What follows is a series of incidents that barely expand on the incongruity of Anna and young Sean’s first meeting. Anna’s family and friends, especially her mother (Lauren Bacall), are not amused by the boy’s presumption, and Joseph’s indignation slowly escalates. At the formal engagement party, Sean kicks Joseph’s chair, and the threatened fiancé erupts in rage. Mostly, however, Glazer concentrates on Sean’s wide-eyed, unnerving composure—call it dead calm—and Kidman’s reactions. Adding another chapter to a folio of glamorous-victim roles that stretches from Dead Calm to The Others to Dogville, the actress gazes straight at the camera, variously looking anguished, lost, confused, enraptured, and, of course, vulnerable. Psychologically, she’s entered Dogville again.

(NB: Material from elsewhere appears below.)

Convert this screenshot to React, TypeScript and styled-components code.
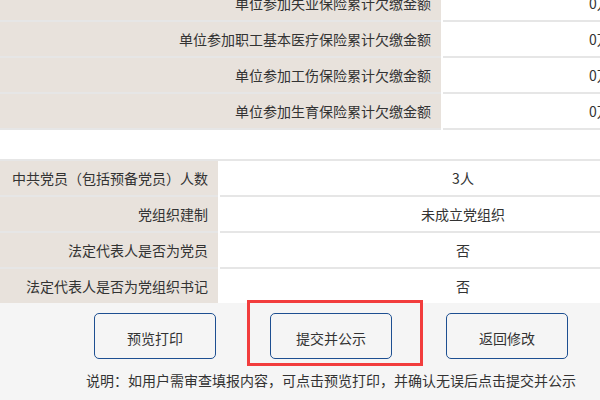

For mild shock value, the movie includes a scene in which Sean climbs into the bathtub with Anna, and another in which they kiss. Anna even playfully asks how Sean “will take care of my needs,” yet the point of all this is not sex. For one thing, Sean is hardly a seducer. He’s odd and detached, possessed of an idea that involves Anna, but which, despite all his declarations of love, doesn’t seem to encompass desire. (It’s someone else’s profession of desire that ultimately flusters him, however.) But then, everything in Birth—save Joseph’s outbursts—is hushed. Is this the zone of mystery Glazer wants us to enter, or just his conception of life in the co-ops overlooking Central Park?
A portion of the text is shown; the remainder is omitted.